Eğer çocuğunuzun beğendiği bir tür tespit etmişseniz o türden yüklenin derim. Ne kadar o türden kitap bulursanız alıp okutun. Macera/tarihi vs ne olursa. Şöyle düşünebilirsiniz "Efendim bu tür kitaplar çocuğa bir şey vermiyor ki bana kalsa…" Sorun bu zaten size kalmıyor. Siz uzman falan değilsiniz. Şunu kabullenin siz bilmiyorsunuz. Her kitap çocuğu hayal/ düşünce yönünden bir adım attırır az veya çok. Kitap okunmayan bir ülkede ilk amacınız çocuğunuza sizin istediğiniz şeyleri vermek değil çocuğunuza kitap okuma alışkanlığı kazandırmak. Sadece bu okuma alışkanlığı kazansın ondan sonrası kolay zaten okuma alışkanlığı kazanan çocuk zamanla siz istesenizde istemesenizde nitelikli kitaplara yöneliyor.
"Efendim kitabı ben inceledim içinde sakıncalı şeyler var." Hoppa sakıncalı dediğiniz şeyler birkaç argo sözcük kusura bakmayın ama akşam oturup malup Türk dizilerini birlikte izlerken çocuğunuzda zihinsel /ruhsal olarak nelerin kaybettiğinin farkında bile değilsiniz.
Bir pire için yorgan yakmayın
Sakıncalı dediğiniz şeylerin çoğu ana kurgunun/ana olay örgüsünün içinde değildir. Verilmek istenenin karşısındadır. Yoksa katil kitabı okuyan katil olur/hırsız temalı kitap okuyan hırsız olur. Yok böyle bir şey tabiki merak etmeyin çocuğunuzun okuyacağı binlerce kitabın vereceği zarar birlikte izlediğiniz malum Türk dizilerinin onda birini bile vermez.

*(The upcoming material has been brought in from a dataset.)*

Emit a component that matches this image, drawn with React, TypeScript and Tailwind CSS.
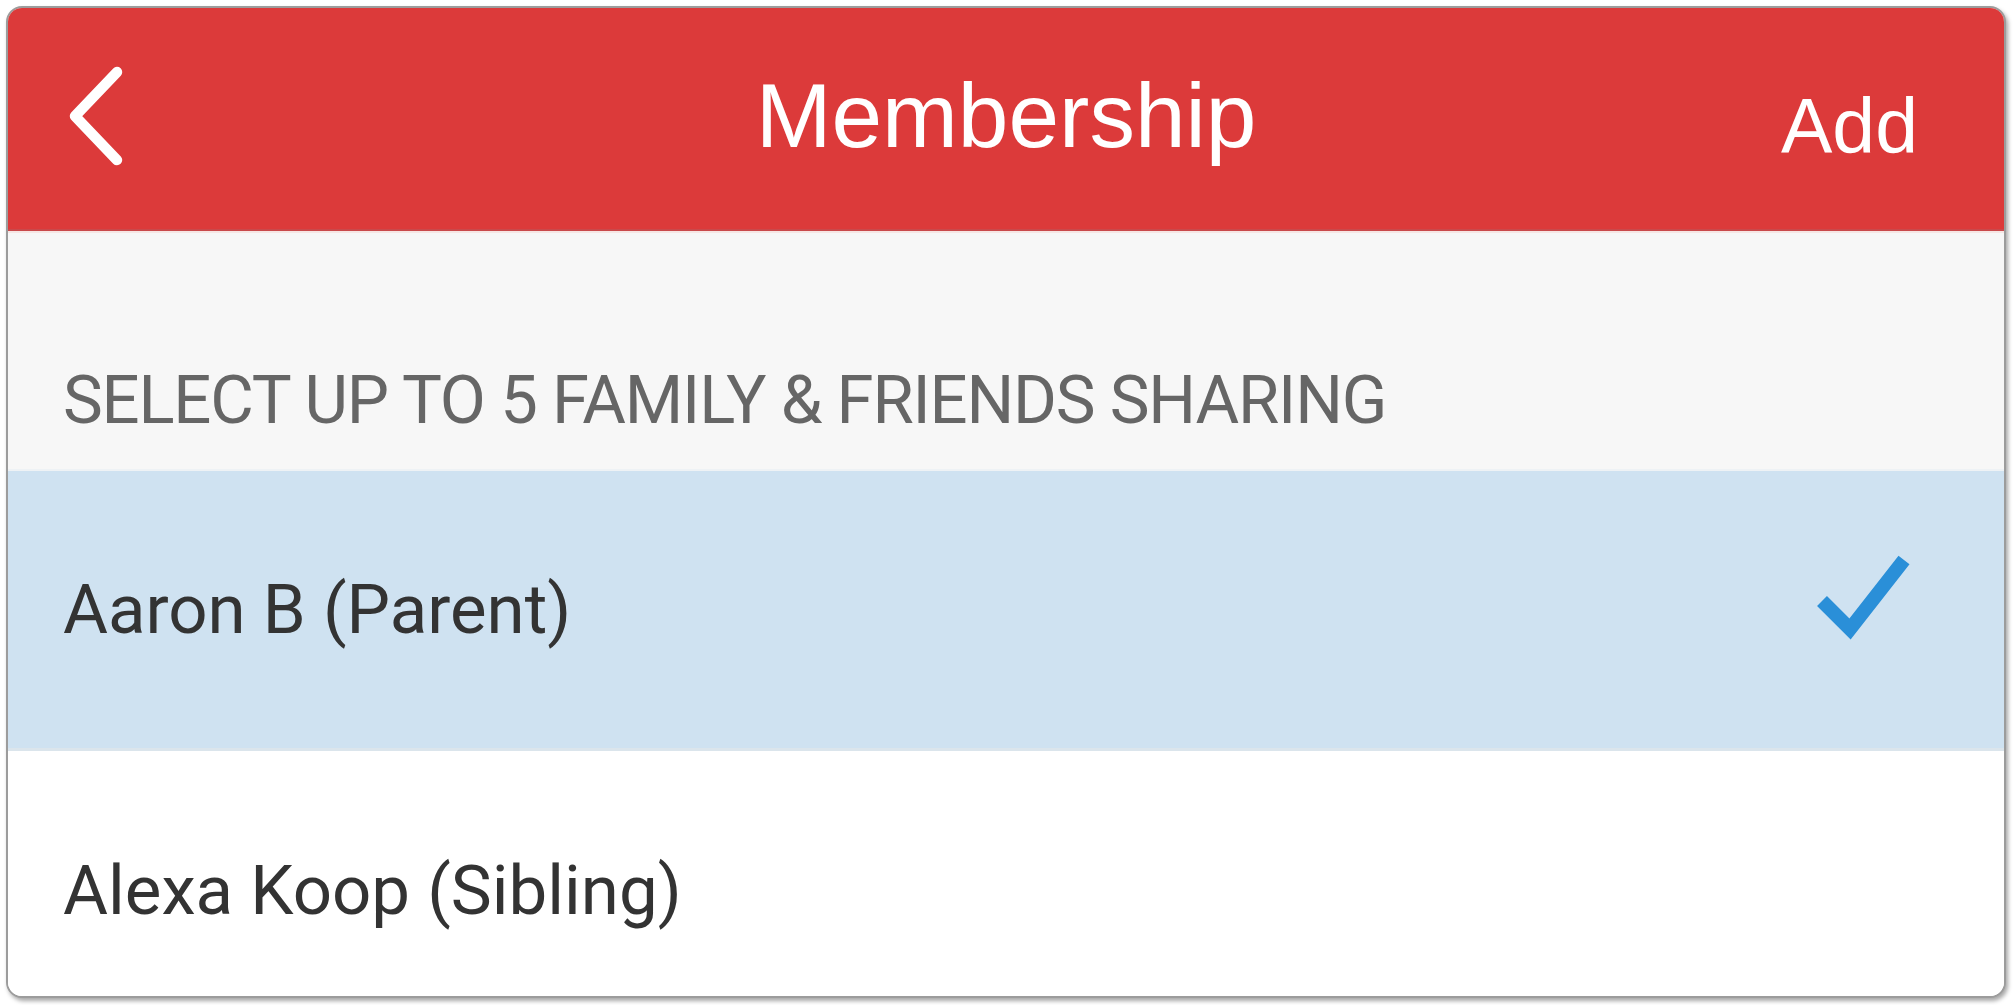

Kısacası çocuğunuz kitap okuma alışkanlığı kazanana kadar okusun / ne okursa okusun. Hiç kitap okunmayan bir ülkede saçmada olsa kitap okuyan insan değerlidir. (Bunu kafadan atmıyorum TUİK'in araştırmasına göre GÜNDE ortalama bir Türk insanı 6 saat tv izliyor 3 saat internete giriyor 1 dakika kitap okuyormuş.